Wednesday 22 August 2012

Convert a Tab separated to Comma separated file

If you want to replace some text within a file, that is too large to open in a GUI application then, this is when you fall back on the command line tools.

Sometimes I get a Tab separated (.tsv/.txt) file and I need to convert it to a Comma separated (.csv) file before I can import it into a database table.

On a Linux server:
Code:   
tr -s '\t' <input | tr '\t' ',' >output
   
Substitute 'input' for the original filename and 'output' for the desired output filename.


Tuesday 14 August 2012

MySQL distinct count of data across multiple tables

You want to do a unique count of data across multiple tables.

Below is an example of getting a count of unique email addresses across two tables.
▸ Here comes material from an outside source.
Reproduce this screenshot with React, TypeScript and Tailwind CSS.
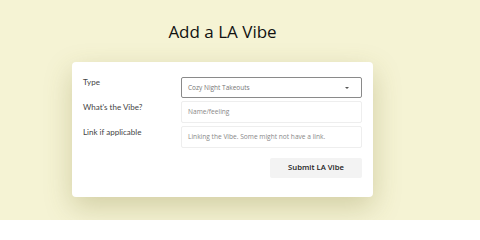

Actually, I am looking for Females, aged 25 to 45 in the East Midlands, UK. I don't want duplicates because, I would not want to email the same person twice!

Code:   
SELECT COUNT(DISTINCT email) As East_Midlands
FROM (
SELECT email
FROM table_a
WHERE (gender = 'F' OR LOWER(title IN ('ms', 'miss', 'mrs')))
AND str_to_date(date, '%d/%m/%Y') BETWEEN '1967-01-01' AND '1987-08-13'
AND (SUBSTRING(postcode,1,2) IN ('CB','CO','DE','DN','IP','LE','LN','NG','NR','PE') OR postcode LIKE 'S[1-9]%')
UNION
SELECT email
FROM table_b
WHERE (gender = 'F' OR LOWER(title IN ('ms', 'miss', 'mrs')))
AND str_to_date(DOB, '%Y%m%d') BETWEEN '1967-01-01' AND '1987-08-13'
AND (SUBSTRING(postcode,1,2) IN ('CB','CO','DE','DN','IP','LE','LN','NG','NR','PE') OR postcode LIKE 'S[1-9]%')
) As SubQueryAlias;
   
I hope that makes sense. So, you have multiple selects, joined by the 'UNION', wrapped by the outer query which counts the distinct email addresses of the tables it embodies (as many as you want).

The 'As SubQueryAlias' at the end is needed to pull it together or, SQL will throw an error.